Yellow Magic / Catherine & André Hug, Paris, 2013

IMG_0403Susan Meiselas a photographié et regardé grandir, à la fin des années 1970, les filles de Prince Street (New York). Ce petit livre rose, dont les pages se déplient, montre la vie quotidienne de ces filles, après l’école ou à la plage, mettant principalement l’accent sur leurs relations intimes.

En 1975, je faisais du vélo dans mon quartier de Little Italy quand tout à coup un éclair lumineux frappa mes yeux, m’aveuglant un moment. C’était l’œuvre d’un groupe de filles qui s’amusaient avec un miroir à refléter le soleil sur mon visage. C’est ce jour-là que je fis la connaissance des Prince Street Girls, c’est le nom que je donnais au groupe avec lequel je me mis à traîner dans le quartier presque tous les jours. Les filles venaient de familles italo-américaines et avaient presque toutes entre elles des liens de parenté. J’étais l’étrangère qui n’était pas de là-bas. À cette époque, Little Italy était principalement peuplé d’Italiens.

Le projet Prince Street Girls commence comme une série de rencontres de hasard. Elles m’ont vue arriver et m’ont dit : « Prends une photo ! Prends une photo ! » Au début, je faisais des photos juste pour les partager avec elles. Si nous nous rencontrions au marché ou dans une pizzeria, elles me présentaient à contre-cœur à leurs parents mais je n’étais jamais invitée dans la maison d’aucune d’entre elles. J’étais leur amie secrète, et mon grenier devenait une sorte de cachette lorsqu’elles osaient traverser la rue, ce que leurs parents leur avaient interdit.

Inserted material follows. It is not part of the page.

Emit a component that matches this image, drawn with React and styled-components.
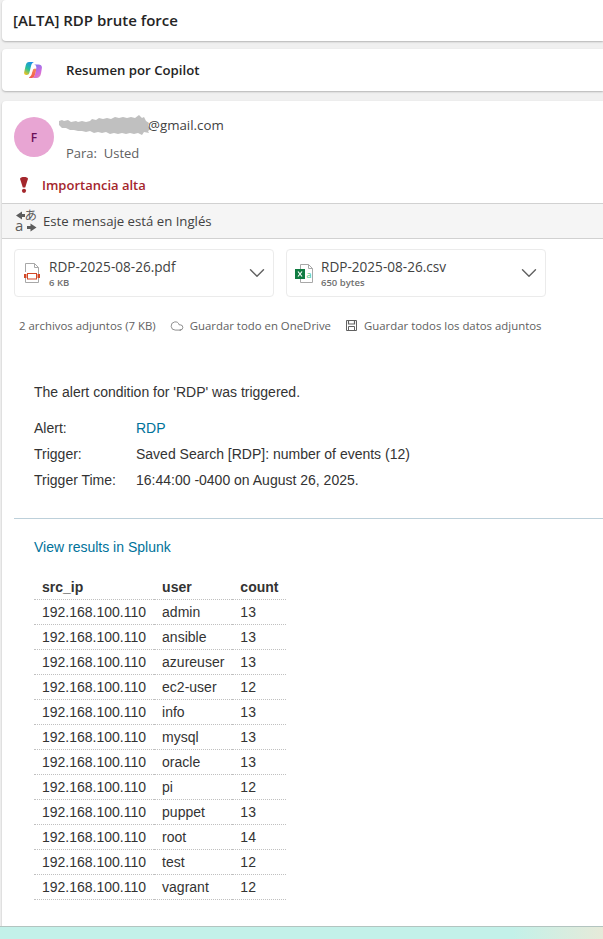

En 1978, elles avaient changé, le projet de Susan Meiselas était de capter leur croissance, mais ses objectifs avaient changé et son travail l’avait entraînée loin de ce quartier, en Amérique centrale. Elle publiera, en 1980, son livre Nicaragua. Elle n’est revenue à New York que presque dix ans plus tard, les filles étaient sorties depuis longtemps de l’adolescence, la plupart quitté le quartier et fondé leur propre famille. Aujourd’hui, Susan Meiselas (née en 1948) habite le quartier mais celui-ci a complètement changé et il est presque impossible, en croisant une jeunesse à la mode, des cafés chics et des boutiques chères, d’imaginer les rues des années 70.